Somos lo que creemos

Por: LOLO ECHEVERRÍA

Estamos acostumbrados a pensar que los electores se equivocan en la elección de sus representantes por ignorancia pues no conocen ni examinan sus ideas, sus proyectos y sus capacidades para determinar si serán capaces de cumplir las promesas que hacen. Pensamos así de los electores porque damos por válida la teoría del bien informado. Esta teoría nos induce a pensar que los violentos debates políticos son solo malentendidos por falta de información.

Esta teoría no es correcta; al menos es lo que dicen los politólogos y sociólogos que han estudiado el tema y han hecho pruebas para determinar si la calidad de la información facilita el entendimiento y los acuerdos políticos. Experimentos realizados por Dan Kahan, de la universidad norteamericana de Yale, indican que el examen de los hechos y las cifras resultan convincentes, especialmente a quienes tienen habilidad para las matemáticas, pero, sorprendentemente, no ayudan para nada cuando esos mismos hechos y los mismos datos ponen en cuestión nuestras opiniones o nuestra relaciones con las personas en las que confiamos y a las que amamos.

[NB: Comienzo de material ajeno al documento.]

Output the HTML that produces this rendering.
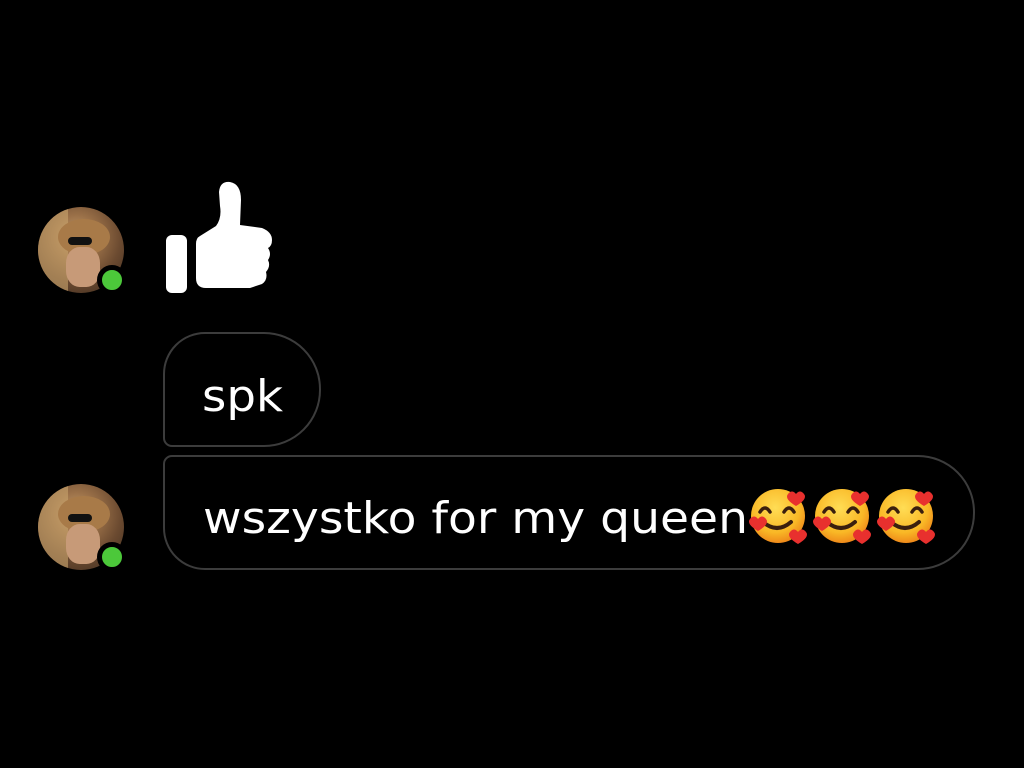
<!DOCTYPE html>
<html><head><meta charset="utf-8"><style>
html,body{margin:0;padding:0;background:#000;width:1024px;height:768px;overflow:hidden}
.abs{position:absolute}
.av{width:86px;height:86px;border-radius:50%;background:radial-gradient(circle at 45% 35%,#c9a06a 0,#9a7048 30%,#6b4a30 60%,#3a2a1e 100%);overflow:hidden}
.dot{width:20px;height:20px;border-radius:50%;background:#4cc83a;border:5px solid #000}
.b{border:2.5px solid #3c3c3c;box-sizing:border-box}
</style></head><body>
<div class="abs av" style="left:38px;top:207px">
 <div class="abs" style="left:0;top:0;width:30px;height:86px;background:#c9a56e;opacity:.6"></div>
 <div class="abs" style="left:20px;top:12px;width:52px;height:36px;border-radius:50%;background:#a87a48"></div>
 <div class="abs" style="left:30px;top:30px;width:24px;height:8px;background:#111;border-radius:4px"></div>
 <div class="abs" style="left:28px;top:40px;width:34px;height:40px;border-radius:40%;background:#c79a78"></div>
</div>
<div class="abs dot" style="left:97px;top:265px"></div>
<div class="abs av" style="left:38px;top:484px">
 <div class="abs" style="left:0;top:0;width:30px;height:86px;background:#c9a56e;opacity:.6"></div>
 <div class="abs" style="left:20px;top:12px;width:52px;height:36px;border-radius:50%;background:#a87a48"></div>
 <div class="abs" style="left:30px;top:30px;width:24px;height:8px;background:#111;border-radius:4px"></div>
 <div class="abs" style="left:28px;top:40px;width:34px;height:40px;border-radius:40%;background:#c79a78"></div>
</div>
<div class="abs dot" style="left:97px;top:542px"></div>

<svg class="abs" style="left:0;top:0" width="1024" height="768">
 <rect x="166" y="235" width="21" height="58" rx="6" fill="#fff"/>
 <path d="M200 236 L216 226 Q222 218 220 206 L219 192 Q220 181 230 182 Q241 184 241 200 L240 225 L262 228 Q272 232 272 240 Q272 246 268 248 Q272 254 268 260 Q271 266 266 272 Q268 280 262 284 L250 288 L206 288 Q196 288 196 278 L196 244 Q196 238 200 236 Z" fill="#fff"/>
 <g font-family="DejaVu Sans, Liberation Sans, sans-serif" fill="#fff">
  <text x="202" y="411" font-size="44" textLength="81" lengthAdjust="spacingAndGlyphs">spk</text>
  <text x="203" y="533" font-size="44" textLength="545" lengthAdjust="spacingAndGlyphs">wszystko for my queen</text>
 </g>
 <defs>
  <radialGradient id="f" cx="45%" cy="35%" r="65%"><stop offset="0" stop-color="#ffdd55"/><stop offset=".7" stop-color="#f9b826"/><stop offset="1" stop-color="#ef8a1a"/></radialGradient>
  <g id="e">
   <circle cx="30" cy="30" r="27" fill="url(#f)"/>
   <path d="M12 26 Q17 18 22 26 M36 26 Q41 18 46 26" stroke="#3a1f0e" stroke-width="3.5" fill="none" stroke-linecap="round"/>
   <path d="M15 36 Q29 48 43 36" stroke="#3a1f0e" stroke-width="4" fill="none" stroke-linecap="round"/>
   <path d="M48 8 q4-5 8 0 q4 5-8 12 q-12-7-8-12 q4-5 8 0z" fill="#e8302e"/>
   <path d="M10 33 q4-5 8 0 q4 5-8 12 q-12-7-8-12 q4-5 8 0z" fill="#e8302e"/>
   <path d="M50 46 q4-5 8 0 q4 5-8 12 q-12-7-8-12 q4-5 8 0z" fill="#e8302e"/>
  </g>
 </defs>
 <use href="#e" x="748" y="486"/>
 <use href="#e" x="812" y="486"/>
 <use href="#e" x="876" y="486"/>
</svg>

<div class="abs b" style="left:163px;top:332px;width:158px;height:115px;border-radius:42px 57px 57px 9px"></div>
<div class="abs b" style="left:163px;top:455px;width:812px;height:115px;border-radius:9px 57px 57px 42px"></div>
</body></html>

Las creencias son más fuertes que los razonamientos. Ante cualquier información que amenace sus opiniones o creencias, los electores responderán utilizando toda su artillería intelectual, no para descubrir la verdad sino para defender sus creencias. Los partidos políticos, cuando funcionan, son creadores de opinión y facilitadores de identidad. Cada partido es una organización que tiene ideología, que transmite opiniones a sus afiliados y a sus adherentes, cuenta con pensadores que sustentan esas opiniones, financiamiento para divulgarlas y estrategas para generar identidad. Así sobreviven los partidos y las organizaciones.

Nuestros partidos agonizan porque carecen de ideología, no tienen disciplina, no generan identidad. Ni los mismos dirigentes saben qué quieren ni qué son. Los candidatos se divorcian de los dirigentes, los elegidos se declaran independientes, las resoluciones de las asambleas son un engaño; el partido es un conjunto de privilegios que se vende al mejor postor. Asíes comprensible que los ciudadanos carezcan de identidad política, que no tengan ningún sentido de lealtad, que su participación se limite a votar por obligación. El voto no implica responsabilidad ni compromiso alguno. Al elector nada le asusta, nada le emociona, no espera nada, porque no cree en nada. Estas son las condiciones en la que nos ha sorprendido el caos político-electoral.

En otras circunstancias, los pleitos y niñerías de los tribunales habrían provocado, al menos, escándalo; habría podido servir para hacer apuestas al ganador. Ocupados los electores en angustias vitales como las de alimentarse, trabajar y sobrevivir, no se interesa en leguleyadas de amanuences, aunque pongan en peligro la elección presidencial. Los políticos deberían hacerse una limpia.